Training initiatives have a longer-term benefit too: “We want to make people who want to work in tech stay [in the country] rather than leave,” says Mehdi Tazi, general vice-president of the General Confederation of Moroccan Companies.
Digital sovereignty
That sense of digital sovereignty is increasingly seen as important – remember the African Union’s aim that 30% of content consumed within Africa will be created in Africa.
Ghita Mezzour, Morocco’s minister for digital transition and administrative reform, highlights the need to “make Africa a producer rather than just a consumer” of global technology, services and content.
Uganda’s Musenero Masanza agrees: “We need to grow indigenous companies in the continent so we can own the wealth they create.”
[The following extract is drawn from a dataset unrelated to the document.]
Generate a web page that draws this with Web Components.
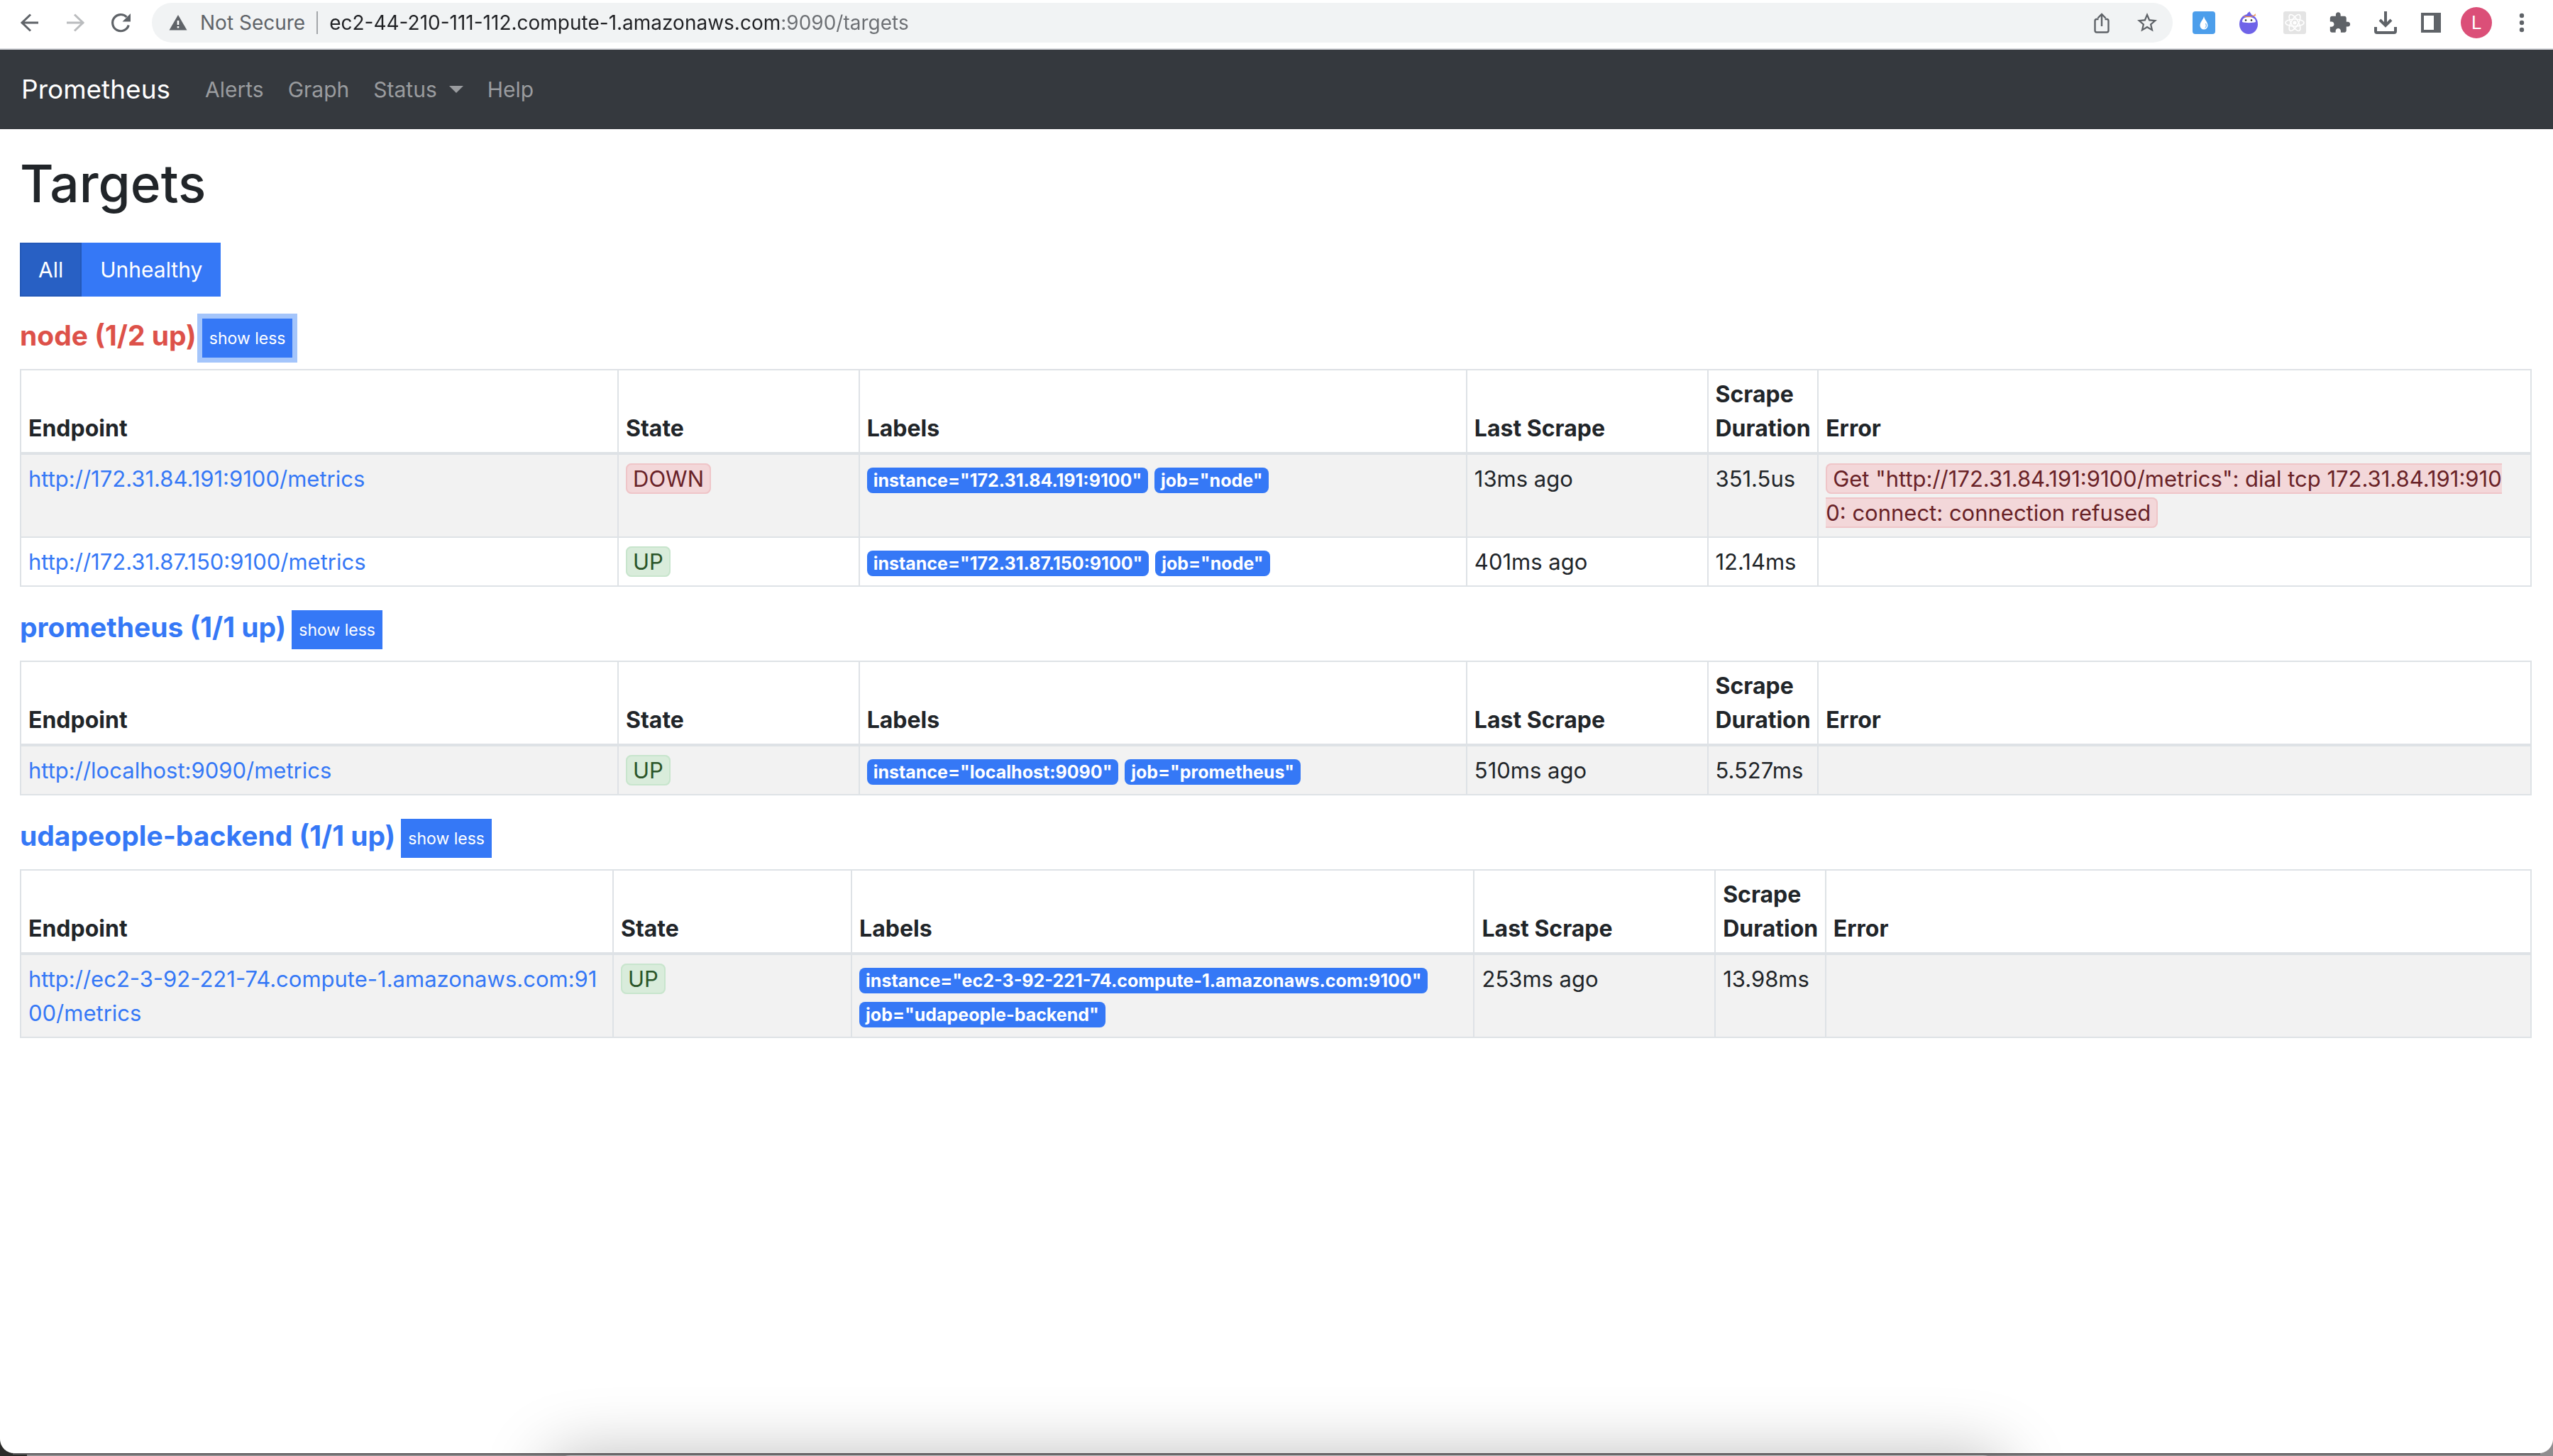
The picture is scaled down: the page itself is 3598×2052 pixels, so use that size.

It’s a point reinforced by the African Union’s digital strategy, which states as its objective: “To harness digital technologies and innovation to transform African societies and economies to promote Africa’s integration, generate inclusive economic growth, stimulate job creation, break the digital divide, and eradicate poverty for the continent’s socio-economic development and ensure Africa’s ownership of modern tools of digital management.”
That broad objective emphasises both the ambition and the challenges of digitally transforming Africa: “We do not have a choice but to integrate our markets,” says Koné.
Across the continent, there is pragmatism too: “What might be right for me, might not be right for others,” says Ousman Bah, minister of communications and digital economy in Gambia – while recognising that any one country “cannot do it alone”.
And perhaps it’s here – with the pragmatists, more than with the technologists – that the seeds of Africa’s digital transformation lie: “Our priority in Africa is not technology; it’s to solve our problems,” says Freddy Mpinda, senior adviser to the minister of digital transformation in DRC.
“Technology is there to help our education, healthcare, food supply and so on. That is our priority.”